Let your remote employees enjoy and not be tempted to work too much. After all, you want your employees to be happy and productive; to ensure this, you don’t want them spending all day in their home office. Working out and other leisure activities might fall by the wayside if an employee lacks the social contacts that come with working in an office.
Trust Your remote employees
If you have uncertainty about whether or not the work will get completed at the same level as if they were in the office, you need to boost your trust. To do that, set clear expectations. Everyone has a different idea of what doing something "quickly" or "well" means, so you need to set some measurables expectations and rules such as emails must be responded to within specific time, or use calls for urgent matters.

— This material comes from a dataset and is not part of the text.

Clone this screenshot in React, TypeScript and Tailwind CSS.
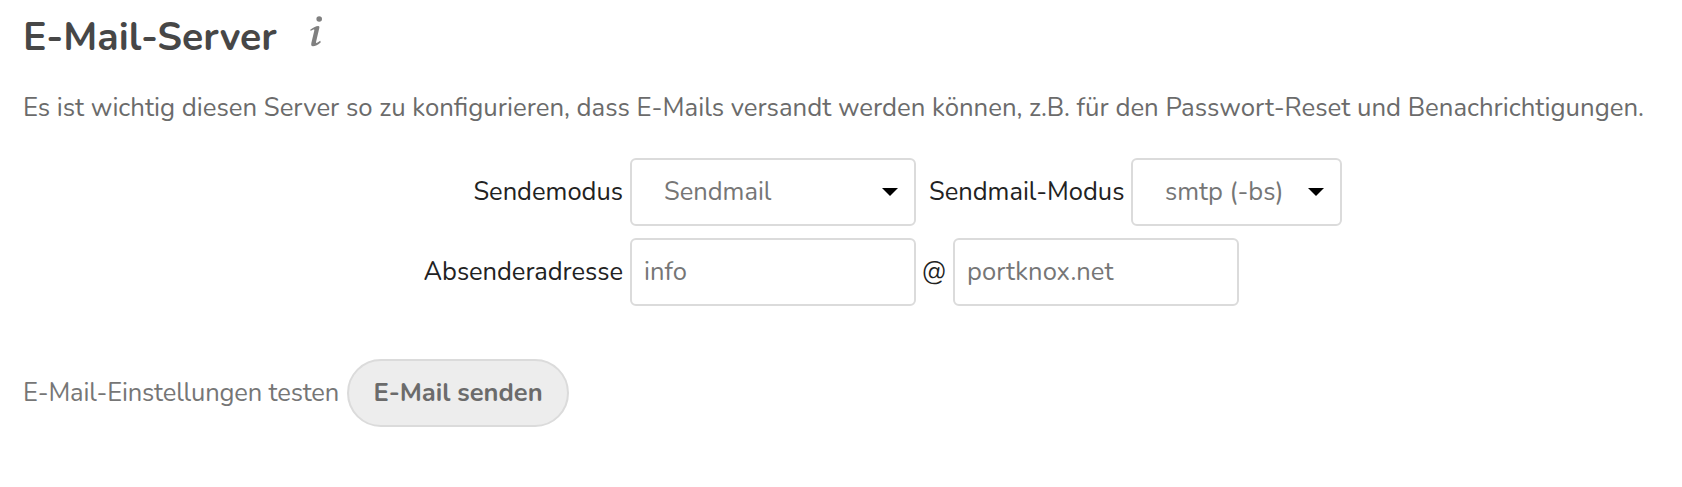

Focus On results and Goals, Not Activities
Another boost to your trust, keep your eye on the final destination. So, if we are meeting our goals, then great. If not, we need to get deeper into the root cause. In other words, goals will trigger their activities. They will fit their activities to meet the expected goals.
After all, you can’t see burnout symptoms in front of you as you would if your employee was working in the office with you. So, be extra careful not to encourage this kind of behavior.